#### Task directions
Copy out all the lines exactly. Omit pictures.
* * * * * * *
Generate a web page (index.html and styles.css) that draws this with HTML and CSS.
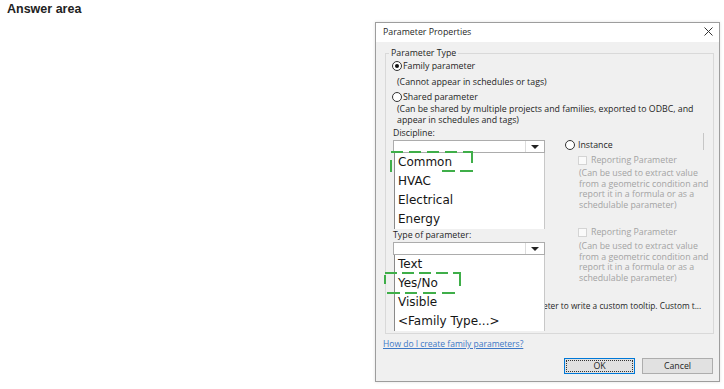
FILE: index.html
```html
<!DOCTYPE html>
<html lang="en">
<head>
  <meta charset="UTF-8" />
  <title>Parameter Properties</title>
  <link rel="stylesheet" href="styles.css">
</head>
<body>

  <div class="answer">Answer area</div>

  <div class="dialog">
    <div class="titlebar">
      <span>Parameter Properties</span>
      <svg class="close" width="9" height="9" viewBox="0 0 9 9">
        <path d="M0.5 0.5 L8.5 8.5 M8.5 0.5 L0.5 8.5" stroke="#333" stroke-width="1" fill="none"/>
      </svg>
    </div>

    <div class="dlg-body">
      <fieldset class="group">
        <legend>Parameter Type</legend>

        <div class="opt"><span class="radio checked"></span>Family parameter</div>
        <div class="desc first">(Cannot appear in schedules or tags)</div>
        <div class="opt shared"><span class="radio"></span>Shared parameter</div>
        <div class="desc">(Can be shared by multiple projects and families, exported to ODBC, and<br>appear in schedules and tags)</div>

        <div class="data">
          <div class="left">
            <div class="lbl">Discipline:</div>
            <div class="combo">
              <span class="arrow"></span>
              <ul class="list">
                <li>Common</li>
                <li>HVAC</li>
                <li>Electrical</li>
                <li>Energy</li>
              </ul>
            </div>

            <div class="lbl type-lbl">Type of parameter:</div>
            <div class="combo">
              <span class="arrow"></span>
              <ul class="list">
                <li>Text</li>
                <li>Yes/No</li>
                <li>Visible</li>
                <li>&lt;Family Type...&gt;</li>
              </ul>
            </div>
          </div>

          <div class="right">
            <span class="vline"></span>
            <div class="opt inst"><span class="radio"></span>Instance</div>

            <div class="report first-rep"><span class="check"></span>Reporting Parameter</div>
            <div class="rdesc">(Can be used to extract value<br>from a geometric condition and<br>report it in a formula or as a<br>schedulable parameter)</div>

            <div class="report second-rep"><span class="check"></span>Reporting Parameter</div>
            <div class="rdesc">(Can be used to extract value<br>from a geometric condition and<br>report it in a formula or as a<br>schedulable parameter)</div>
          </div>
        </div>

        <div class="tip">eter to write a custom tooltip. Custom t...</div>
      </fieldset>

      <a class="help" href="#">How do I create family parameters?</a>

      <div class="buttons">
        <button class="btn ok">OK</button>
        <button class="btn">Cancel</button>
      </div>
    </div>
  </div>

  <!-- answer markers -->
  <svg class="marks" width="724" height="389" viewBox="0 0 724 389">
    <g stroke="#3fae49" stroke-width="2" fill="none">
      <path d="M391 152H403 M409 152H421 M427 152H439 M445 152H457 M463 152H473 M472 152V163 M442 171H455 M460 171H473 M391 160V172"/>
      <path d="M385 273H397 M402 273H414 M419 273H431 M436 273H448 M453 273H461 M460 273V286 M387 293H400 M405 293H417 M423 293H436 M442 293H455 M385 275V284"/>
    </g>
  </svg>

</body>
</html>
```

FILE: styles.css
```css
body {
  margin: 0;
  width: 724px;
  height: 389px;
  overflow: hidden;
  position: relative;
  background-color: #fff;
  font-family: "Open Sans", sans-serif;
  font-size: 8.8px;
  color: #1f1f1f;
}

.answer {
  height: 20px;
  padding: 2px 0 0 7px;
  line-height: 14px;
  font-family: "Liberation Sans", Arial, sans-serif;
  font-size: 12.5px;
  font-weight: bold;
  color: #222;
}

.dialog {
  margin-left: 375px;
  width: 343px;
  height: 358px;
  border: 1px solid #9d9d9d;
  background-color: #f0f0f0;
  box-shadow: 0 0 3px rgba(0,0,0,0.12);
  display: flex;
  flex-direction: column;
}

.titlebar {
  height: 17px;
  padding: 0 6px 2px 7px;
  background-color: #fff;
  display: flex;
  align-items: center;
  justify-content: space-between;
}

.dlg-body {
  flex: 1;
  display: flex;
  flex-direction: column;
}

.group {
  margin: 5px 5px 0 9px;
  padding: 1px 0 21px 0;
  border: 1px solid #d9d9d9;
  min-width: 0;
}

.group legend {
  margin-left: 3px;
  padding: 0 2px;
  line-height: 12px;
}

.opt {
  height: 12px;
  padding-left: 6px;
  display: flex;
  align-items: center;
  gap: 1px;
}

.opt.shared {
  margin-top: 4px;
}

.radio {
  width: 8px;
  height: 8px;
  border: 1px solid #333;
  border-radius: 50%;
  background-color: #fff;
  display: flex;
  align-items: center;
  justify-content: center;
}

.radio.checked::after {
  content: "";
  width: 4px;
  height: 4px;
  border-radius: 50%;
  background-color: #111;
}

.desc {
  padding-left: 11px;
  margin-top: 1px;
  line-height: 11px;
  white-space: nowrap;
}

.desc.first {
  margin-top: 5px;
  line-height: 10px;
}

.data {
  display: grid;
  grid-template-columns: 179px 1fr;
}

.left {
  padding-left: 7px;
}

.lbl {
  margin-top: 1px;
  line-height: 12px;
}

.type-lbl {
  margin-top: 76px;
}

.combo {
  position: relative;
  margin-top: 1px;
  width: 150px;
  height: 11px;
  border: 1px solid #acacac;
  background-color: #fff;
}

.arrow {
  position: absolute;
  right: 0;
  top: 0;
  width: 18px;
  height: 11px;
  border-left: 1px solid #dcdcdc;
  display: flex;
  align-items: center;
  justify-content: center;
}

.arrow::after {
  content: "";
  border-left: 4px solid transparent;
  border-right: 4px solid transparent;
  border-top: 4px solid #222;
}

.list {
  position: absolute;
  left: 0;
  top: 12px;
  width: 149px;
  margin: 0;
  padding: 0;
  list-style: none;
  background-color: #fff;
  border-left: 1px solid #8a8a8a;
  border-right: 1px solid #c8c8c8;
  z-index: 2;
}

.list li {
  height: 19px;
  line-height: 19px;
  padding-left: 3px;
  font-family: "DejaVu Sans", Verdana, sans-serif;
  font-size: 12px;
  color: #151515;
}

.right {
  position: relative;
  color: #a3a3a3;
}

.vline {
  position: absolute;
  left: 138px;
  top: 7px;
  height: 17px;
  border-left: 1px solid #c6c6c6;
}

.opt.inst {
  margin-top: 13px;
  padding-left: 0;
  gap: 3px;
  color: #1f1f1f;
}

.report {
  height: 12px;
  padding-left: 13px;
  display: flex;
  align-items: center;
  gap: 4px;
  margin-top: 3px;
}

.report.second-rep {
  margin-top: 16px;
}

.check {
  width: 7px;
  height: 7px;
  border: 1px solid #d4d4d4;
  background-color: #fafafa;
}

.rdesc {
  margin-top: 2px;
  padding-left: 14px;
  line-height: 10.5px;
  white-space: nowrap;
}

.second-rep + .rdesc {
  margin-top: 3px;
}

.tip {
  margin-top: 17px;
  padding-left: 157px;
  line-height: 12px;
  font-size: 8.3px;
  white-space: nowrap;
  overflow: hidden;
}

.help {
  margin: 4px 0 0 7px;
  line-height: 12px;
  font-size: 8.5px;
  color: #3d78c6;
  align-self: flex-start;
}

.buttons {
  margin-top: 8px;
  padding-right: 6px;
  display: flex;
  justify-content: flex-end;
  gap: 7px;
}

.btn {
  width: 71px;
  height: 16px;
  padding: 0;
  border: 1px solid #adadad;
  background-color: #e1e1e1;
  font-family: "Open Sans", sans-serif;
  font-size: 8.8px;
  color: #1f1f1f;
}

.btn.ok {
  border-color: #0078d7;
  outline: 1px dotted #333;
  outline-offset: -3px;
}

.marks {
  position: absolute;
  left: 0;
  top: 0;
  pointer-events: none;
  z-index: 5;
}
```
* * * * * * *
#### Exercise answer
Generate a web page (index.html and styles.css) that draws this with HTML and CSS.
FILE: index.html
```html
<!DOCTYPE html>
<html lang="en">
<head>
  <meta charset="UTF-8" />
  <title>Parameter Properties</title>
  <link rel="stylesheet" href="styles.css">
</head>
<body>

  <div class="answer">Answer area</div>

  <div class="dialog">
    <div class="titlebar">
      <span>Parameter Properties</span>
      <svg class="close" width="9" height="9" viewBox="0 0 9 9">
        <path d="M0.5 0.5 L8.5 8.5 M8.5 0.5 L0.5 8.5" stroke="#333" stroke-width="1" fill="none"/>
      </svg>
    </div>

    <div class="dlg-body">
      <fieldset class="group">
        <legend>Parameter Type</legend>

        <div class="opt"><span class="radio checked"></span>Family parameter</div>
        <div class="desc first">(Cannot appear in schedules or tags)</div>
        <div class="opt shared"><span class="radio"></span>Shared parameter</div>
        <div class="desc">(Can be shared by multiple projects and families, exported to ODBC, and<br>appear in schedules and tags)</div>

        <div class="data">
          <div class="left">
            <div class="lbl">Discipline:</div>
            <div class="combo">
              <span class="arrow"></span>
              <ul class="list">
                <li>Common</li>
                <li>HVAC</li>
                <li>Electrical</li>
                <li>Energy</li>
              </ul>
            </div>

            <div class="lbl type-lbl">Type of parameter:</div>
            <div class="combo">
              <span class="arrow"></span>
              <ul class="list">
                <li>Text</li>
                <li>Yes/No</li>
                <li>Visible</li>
                <li>&lt;Family Type...&gt;</li>
              </ul>
            </div>
          </div>

          <div class="right">
            <span class="vline"></span>
            <div class="opt inst"><span class="radio"></span>Instance</div>

            <div class="report first-rep"><span class="check"></span>Reporting Parameter</div>
            <div class="rdesc">(Can be used to extract value<br>from a geometric condition and<br>report it in a formula or as a<br>schedulable parameter)</div>

            <div class="report second-rep"><span class="check"></span>Reporting Parameter</div>
            <div class="rdesc">(Can be used to extract value<br>from a geometric condition and<br>report it in a formula or as a<br>schedulable parameter)</div>
          </div>
        </div>

        <div class="tip">eter to write a custom tooltip. Custom t...</div>
      </fieldset>

      <a class="help" href="#">How do I create family parameters?</a>

      <div class="buttons">
        <button class="btn ok">OK</button>
        <button class="btn">Cancel</button>
      </div>
    </div>
  </div>

  <!-- answer markers -->
  <svg class="marks" width="724" height="389" viewBox="0 0 724 389">
    <g stroke="#3fae49" stroke-width="2" fill="none">
      <path d="M391 152H403 M409 152H421 M427 152H439 M445 152H457 M463 152H473 M472 152V163 M442 171H455 M460 171H473 M391 160V172"/>
      <path d="M385 273H397 M402 273H414 M419 273H431 M436 273H448 M453 273H461 M460 273V286 M387 293H400 M405 293H417 M423 293H436 M442 293H455 M385 275V284"/>
    </g>
  </svg>

</body>
</html>
```

FILE: styles.css
```css
body {
  margin: 0;
  width: 724px;
  height: 389px;
  overflow: hidden;
  position: relative;
  background-color: #fff;
  font-family: "Open Sans", sans-serif;
  font-size: 8.8px;
  color: #1f1f1f;
}

.answer {
  height: 20px;
  padding: 2px 0 0 7px;
  line-height: 14px;
  font-family: "Liberation Sans", Arial, sans-serif;
  font-size: 12.5px;
  font-weight: bold;
  color: #222;
}

.dialog {
  margin-left: 375px;
  width: 343px;
  height: 358px;
  border: 1px solid #9d9d9d;
  background-color: #f0f0f0;
  box-shadow: 0 0 3px rgba(0,0,0,0.12);
  display: flex;
  flex-direction: column;
}

.titlebar {
  height: 17px;
  padding: 0 6px 2px 7px;
  background-color: #fff;
  display: flex;
  align-items: center;
  justify-content: space-between;
}

.dlg-body {
  flex: 1;
  display: flex;
  flex-direction: column;
}

.group {
  margin: 5px 5px 0 9px;
  padding: 1px 0 21px 0;
  border: 1px solid #d9d9d9;
  min-width: 0;
}

.group legend {
  margin-left: 3px;
  padding: 0 2px;
  line-height: 12px;
}

.opt {
  height: 12px;
  padding-left: 6px;
  display: flex;
  align-items: center;
  gap: 1px;
}

.opt.shared {
  margin-top: 4px;
}

.radio {
  width: 8px;
  height: 8px;
  border: 1px solid #333;
  border-radius: 50%;
  background-color: #fff;
  display: flex;
  align-items: center;
  justify-content: center;
}

.radio.checked::after {
  content: "";
  width: 4px;
  height: 4px;
  border-radius: 50%;
  background-color: #111;
}

.desc {
  padding-left: 11px;
  margin-top: 1px;
  line-height: 11px;
  white-space: nowrap;
}

.desc.first {
  margin-top: 5px;
  line-height: 10px;
}

.data {
  display: grid;
  grid-template-columns: 179px 1fr;
}

.left {
  padding-left: 7px;
}

.lbl {
  margin-top: 1px;
  line-height: 12px;
}

.type-lbl {
  margin-top: 76px;
}

.combo {
  position: relative;
  margin-top: 1px;
  width: 150px;
  height: 11px;
  border: 1px solid #acacac;
  background-color: #fff;
}

.arrow {
  position: absolute;
  right: 0;
  top: 0;
  width: 18px;
  height: 11px;
  border-left: 1px solid #dcdcdc;
  display: flex;
  align-items: center;
  justify-content: center;
}

.arrow::after {
  content: "";
  border-left: 4px solid transparent;
  border-right: 4px solid transparent;
  border-top: 4px solid #222;
}

.list {
  position: absolute;
  left: 0;
  top: 12px;
  width: 149px;
  margin: 0;
  padding: 0;
  list-style: none;
  background-color: #fff;
  border-left: 1px solid #8a8a8a;
  border-right: 1px solid #c8c8c8;
  z-index: 2;
}

.list li {
  height: 19px;
  line-height: 19px;
  padding-left: 3px;
  font-family: "DejaVu Sans", Verdana, sans-serif;
  font-size: 12px;
  color: #151515;
}

.right {
  position: relative;
  color: #a3a3a3;
}

.vline {
  position: absolute;
  left: 138px;
  top: 7px;
  height: 17px;
  border-left: 1px solid #c6c6c6;
}

.opt.inst {
  margin-top: 13px;
  padding-left: 0;
  gap: 3px;
  color: #1f1f1f;
}

.report {
  height: 12px;
  padding-left: 13px;
  display: flex;
  align-items: center;
  gap: 4px;
  margin-top: 3px;
}

.report.second-rep {
  margin-top: 16px;
}

.check {
  width: 7px;
  height: 7px;
  border: 1px solid #d4d4d4;
  background-color: #fafafa;
}

.rdesc {
  margin-top: 2px;
  padding-left: 14px;
  line-height: 10.5px;
  white-space: nowrap;
}

.second-rep + .rdesc {
  margin-top: 3px;
}

.tip {
  margin-top: 17px;
  padding-left: 157px;
  line-height: 12px;
  font-size: 8.3px;
  white-space: nowrap;
  overflow: hidden;
}

.help {
  margin: 4px 0 0 7px;
  line-height: 12px;
  font-size: 8.5px;
  color: #3d78c6;
  align-self: flex-start;
}

.buttons {
  margin-top: 8px;
  padding-right: 6px;
  display: flex;
  justify-content: flex-end;
  gap: 7px;
}

.btn {
  width: 71px;
  height: 16px;
  padding: 0;
  border: 1px solid #adadad;
  background-color: #e1e1e1;
  font-family: "Open Sans", sans-serif;
  font-size: 8.8px;
  color: #1f1f1f;
}

.btn.ok {
  border-color: #0078d7;
  outline: 1px dotted #333;
  outline-offset: -3px;
}

.marks {
  position: absolute;
  left: 0;
  top: 0;
  pointer-events: none;
  z-index: 5;
}
```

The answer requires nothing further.